Of course it’s not that simple. But according to LaFrance, there is considerable research that shows that people who tend not to smile are “perceived to be not particularly happy, confident, or sociable”—irrespective of personality. People like me—who tend to mask their smile because they dislike their teeth—are thought to be polite, not genuinely warm and friendly, no matter what our true emotions may be.

“Early data clearly shows that young adults who don’t show open mouth, top-teeth smiling tend to be less successful in life, alas,” LaFrance said. “The reasoning is that when people meet them, they’re assumed to be not likely to enjoy life, and people like to be around people who enjoy life.”

I asked her if making myself smile more would in fact make me happier. “It’s mostly the response one gets when one smiles,” she explained. “It’s not that smiling will make you feel happier, it’s that smiling puts you in situations where you get positive reactions from other people.“

Truth be told, all this only made me want to smile less. I hated the notion that these social pressures were more expected of women than men. But I found comfort in one small learning: That it didn’t matter if my teeth were perfect, only that I used them. They were strong, if misshapen, and a tool I could use to communicate with the world. And there was nothing wrong with trying to get along with the world a little more.

Still, habits are hard to break. My polite closed-mouth smile is second nature to me. I employ it everywhere: At the coffee shop, to my neighbor crossing the street, to my parents on Facetime. As practice, I made an attempt at taking some photographs, smiling with teeth.

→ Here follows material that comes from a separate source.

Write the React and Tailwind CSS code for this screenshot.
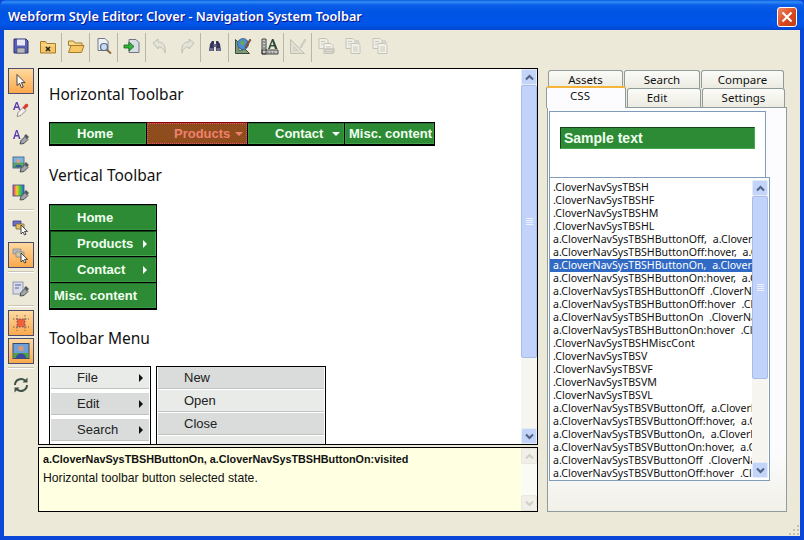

I still disliked the way they appeared small and crooked in frame. I thought my face looked unnatural, contorted into a goofy-looking grin. But maybe that was a good thing.

If all else failed, I could take comfort in one last tidbit LaFrance had told me—that the difference in smiling between genders all but disappears in old age. “That’s when the social pressure is off,” she said. Frankly, I can't wait.